● **Exercise**
Copy out each line of the material below that holds the string "React".

[Begin Data for this exercise]

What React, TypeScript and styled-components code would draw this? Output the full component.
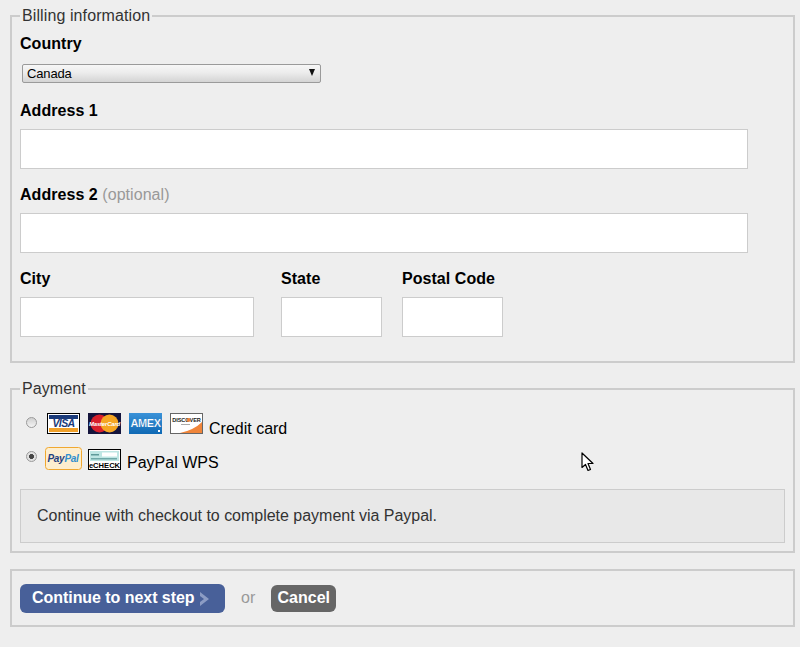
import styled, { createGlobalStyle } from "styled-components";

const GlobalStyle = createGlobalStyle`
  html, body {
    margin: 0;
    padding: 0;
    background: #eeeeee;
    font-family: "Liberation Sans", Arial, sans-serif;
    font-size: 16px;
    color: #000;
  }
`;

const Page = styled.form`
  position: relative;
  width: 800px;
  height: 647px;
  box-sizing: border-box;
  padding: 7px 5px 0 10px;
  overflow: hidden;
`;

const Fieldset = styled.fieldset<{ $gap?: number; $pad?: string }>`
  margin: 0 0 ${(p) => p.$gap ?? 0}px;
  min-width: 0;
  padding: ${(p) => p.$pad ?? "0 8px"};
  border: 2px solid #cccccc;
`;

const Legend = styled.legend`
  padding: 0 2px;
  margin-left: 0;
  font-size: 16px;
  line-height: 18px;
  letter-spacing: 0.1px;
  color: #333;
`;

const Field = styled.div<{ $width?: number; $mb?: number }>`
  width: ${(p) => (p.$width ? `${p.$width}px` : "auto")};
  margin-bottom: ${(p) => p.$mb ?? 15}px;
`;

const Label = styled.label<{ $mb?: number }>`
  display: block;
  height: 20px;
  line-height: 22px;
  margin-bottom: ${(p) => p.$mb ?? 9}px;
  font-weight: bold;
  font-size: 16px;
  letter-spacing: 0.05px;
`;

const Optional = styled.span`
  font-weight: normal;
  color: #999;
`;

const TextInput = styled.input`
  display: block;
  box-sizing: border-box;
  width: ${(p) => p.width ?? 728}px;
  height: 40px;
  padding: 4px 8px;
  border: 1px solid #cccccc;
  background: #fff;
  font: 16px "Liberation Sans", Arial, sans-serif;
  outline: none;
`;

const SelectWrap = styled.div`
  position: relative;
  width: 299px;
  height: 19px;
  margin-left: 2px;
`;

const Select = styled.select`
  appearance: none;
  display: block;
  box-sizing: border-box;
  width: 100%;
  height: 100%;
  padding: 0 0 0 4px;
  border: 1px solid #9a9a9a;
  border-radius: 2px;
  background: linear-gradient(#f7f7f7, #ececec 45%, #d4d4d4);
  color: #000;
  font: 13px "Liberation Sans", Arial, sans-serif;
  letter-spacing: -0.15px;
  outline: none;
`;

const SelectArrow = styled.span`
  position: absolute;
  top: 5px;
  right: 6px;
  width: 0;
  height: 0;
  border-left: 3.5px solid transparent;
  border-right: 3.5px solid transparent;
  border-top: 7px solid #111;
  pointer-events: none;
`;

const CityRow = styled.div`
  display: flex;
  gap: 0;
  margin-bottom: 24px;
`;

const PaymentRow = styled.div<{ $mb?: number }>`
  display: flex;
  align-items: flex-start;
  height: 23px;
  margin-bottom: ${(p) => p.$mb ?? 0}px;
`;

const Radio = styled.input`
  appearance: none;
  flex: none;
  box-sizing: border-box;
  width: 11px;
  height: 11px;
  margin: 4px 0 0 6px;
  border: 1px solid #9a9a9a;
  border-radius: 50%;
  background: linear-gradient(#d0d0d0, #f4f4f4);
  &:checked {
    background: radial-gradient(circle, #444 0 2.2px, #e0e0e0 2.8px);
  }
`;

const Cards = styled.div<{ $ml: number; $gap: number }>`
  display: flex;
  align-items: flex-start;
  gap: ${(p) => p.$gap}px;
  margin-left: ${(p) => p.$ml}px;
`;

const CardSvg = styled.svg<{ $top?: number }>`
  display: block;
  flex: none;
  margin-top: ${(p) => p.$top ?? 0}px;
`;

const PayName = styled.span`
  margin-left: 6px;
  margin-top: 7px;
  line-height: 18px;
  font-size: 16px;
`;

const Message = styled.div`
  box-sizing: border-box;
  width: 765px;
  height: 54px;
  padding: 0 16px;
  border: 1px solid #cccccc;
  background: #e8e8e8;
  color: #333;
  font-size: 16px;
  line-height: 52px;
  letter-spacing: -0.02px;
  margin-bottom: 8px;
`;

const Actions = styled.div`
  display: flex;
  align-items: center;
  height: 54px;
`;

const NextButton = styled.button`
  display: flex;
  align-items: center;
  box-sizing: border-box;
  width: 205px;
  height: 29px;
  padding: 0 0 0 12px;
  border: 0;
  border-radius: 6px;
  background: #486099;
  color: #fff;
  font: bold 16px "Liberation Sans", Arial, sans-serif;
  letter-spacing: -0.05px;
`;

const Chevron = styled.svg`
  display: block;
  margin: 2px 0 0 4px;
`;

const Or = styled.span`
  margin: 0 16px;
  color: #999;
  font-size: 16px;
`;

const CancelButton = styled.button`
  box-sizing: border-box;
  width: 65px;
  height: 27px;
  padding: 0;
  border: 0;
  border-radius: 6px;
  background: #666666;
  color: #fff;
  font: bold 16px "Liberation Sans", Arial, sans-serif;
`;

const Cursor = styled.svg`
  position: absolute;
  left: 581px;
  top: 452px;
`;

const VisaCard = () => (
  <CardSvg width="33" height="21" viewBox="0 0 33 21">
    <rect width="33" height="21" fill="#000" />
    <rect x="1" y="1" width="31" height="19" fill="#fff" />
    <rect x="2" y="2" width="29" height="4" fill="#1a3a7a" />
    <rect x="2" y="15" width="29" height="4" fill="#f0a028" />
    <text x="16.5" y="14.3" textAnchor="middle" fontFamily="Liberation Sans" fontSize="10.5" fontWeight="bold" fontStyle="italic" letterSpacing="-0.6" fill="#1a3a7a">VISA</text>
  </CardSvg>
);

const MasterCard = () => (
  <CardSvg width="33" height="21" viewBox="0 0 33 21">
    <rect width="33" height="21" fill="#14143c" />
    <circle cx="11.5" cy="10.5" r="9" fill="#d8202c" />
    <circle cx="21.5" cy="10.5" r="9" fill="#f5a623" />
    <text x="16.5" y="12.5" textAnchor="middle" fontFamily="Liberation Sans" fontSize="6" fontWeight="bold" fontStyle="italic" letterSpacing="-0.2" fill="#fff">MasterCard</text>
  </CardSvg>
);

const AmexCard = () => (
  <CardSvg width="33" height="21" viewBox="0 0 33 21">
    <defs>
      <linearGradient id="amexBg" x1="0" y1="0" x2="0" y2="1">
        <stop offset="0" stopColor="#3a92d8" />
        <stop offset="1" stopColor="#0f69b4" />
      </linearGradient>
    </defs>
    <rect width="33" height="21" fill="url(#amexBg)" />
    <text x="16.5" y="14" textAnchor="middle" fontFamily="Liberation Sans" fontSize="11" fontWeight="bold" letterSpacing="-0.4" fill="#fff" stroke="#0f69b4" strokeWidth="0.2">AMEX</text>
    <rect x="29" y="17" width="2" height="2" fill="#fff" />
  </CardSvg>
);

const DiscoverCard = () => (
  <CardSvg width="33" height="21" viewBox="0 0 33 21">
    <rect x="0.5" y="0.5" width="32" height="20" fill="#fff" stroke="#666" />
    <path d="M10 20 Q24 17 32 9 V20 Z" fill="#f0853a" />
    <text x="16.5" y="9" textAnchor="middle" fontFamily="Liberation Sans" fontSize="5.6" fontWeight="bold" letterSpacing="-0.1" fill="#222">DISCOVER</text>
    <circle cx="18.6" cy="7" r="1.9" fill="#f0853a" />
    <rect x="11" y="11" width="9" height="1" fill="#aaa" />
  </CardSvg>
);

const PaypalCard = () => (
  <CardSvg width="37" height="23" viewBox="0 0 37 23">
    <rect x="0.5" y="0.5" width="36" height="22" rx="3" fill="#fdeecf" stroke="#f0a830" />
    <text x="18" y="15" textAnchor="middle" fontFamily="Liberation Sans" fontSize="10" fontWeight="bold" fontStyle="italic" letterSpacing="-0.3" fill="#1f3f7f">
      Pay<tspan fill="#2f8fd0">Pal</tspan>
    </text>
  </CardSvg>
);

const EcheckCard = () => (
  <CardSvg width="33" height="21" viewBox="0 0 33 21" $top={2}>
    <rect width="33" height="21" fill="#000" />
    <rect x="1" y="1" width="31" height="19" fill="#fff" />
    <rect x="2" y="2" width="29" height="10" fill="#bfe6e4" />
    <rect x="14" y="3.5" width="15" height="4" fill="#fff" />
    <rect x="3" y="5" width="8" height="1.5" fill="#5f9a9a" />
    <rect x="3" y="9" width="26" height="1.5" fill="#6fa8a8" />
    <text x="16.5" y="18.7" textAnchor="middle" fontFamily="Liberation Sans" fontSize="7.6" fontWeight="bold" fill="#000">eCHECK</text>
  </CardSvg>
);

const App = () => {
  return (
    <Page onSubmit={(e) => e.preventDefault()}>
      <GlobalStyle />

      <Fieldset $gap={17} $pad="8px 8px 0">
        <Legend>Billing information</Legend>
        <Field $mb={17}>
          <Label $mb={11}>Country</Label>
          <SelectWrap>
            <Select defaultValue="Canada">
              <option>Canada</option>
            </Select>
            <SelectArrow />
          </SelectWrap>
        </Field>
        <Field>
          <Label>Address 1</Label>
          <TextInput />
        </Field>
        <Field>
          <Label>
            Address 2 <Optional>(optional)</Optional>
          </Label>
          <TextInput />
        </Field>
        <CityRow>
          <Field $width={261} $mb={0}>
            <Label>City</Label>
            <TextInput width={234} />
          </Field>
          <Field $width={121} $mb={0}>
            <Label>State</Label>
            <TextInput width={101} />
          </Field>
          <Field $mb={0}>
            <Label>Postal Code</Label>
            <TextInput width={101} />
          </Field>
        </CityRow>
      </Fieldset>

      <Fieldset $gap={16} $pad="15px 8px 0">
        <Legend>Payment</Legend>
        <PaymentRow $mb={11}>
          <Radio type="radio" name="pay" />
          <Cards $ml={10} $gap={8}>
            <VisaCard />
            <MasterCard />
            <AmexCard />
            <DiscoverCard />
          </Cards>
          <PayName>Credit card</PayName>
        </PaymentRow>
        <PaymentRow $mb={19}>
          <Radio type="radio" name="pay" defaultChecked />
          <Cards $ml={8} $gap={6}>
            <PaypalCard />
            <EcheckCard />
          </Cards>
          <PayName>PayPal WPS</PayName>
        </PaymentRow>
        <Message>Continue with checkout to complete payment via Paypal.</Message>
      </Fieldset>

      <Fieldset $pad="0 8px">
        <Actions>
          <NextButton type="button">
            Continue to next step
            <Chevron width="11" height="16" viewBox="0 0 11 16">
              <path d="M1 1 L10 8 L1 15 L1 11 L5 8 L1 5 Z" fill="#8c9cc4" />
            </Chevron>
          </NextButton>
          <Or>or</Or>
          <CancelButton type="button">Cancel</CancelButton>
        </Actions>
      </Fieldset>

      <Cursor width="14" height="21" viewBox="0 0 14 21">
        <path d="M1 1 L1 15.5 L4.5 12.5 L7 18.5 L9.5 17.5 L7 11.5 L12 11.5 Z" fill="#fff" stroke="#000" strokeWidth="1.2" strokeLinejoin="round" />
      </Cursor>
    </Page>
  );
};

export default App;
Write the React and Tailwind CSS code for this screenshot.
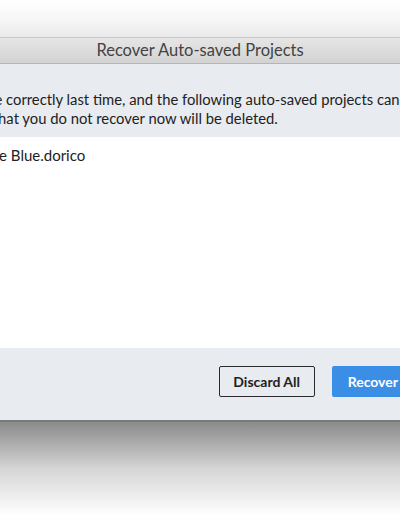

[End Data for this exercise]

● **Solution**
What React, TypeScript and styled-components code would draw this? Output the full component.
Write the React and Tailwind CSS code for this screenshot.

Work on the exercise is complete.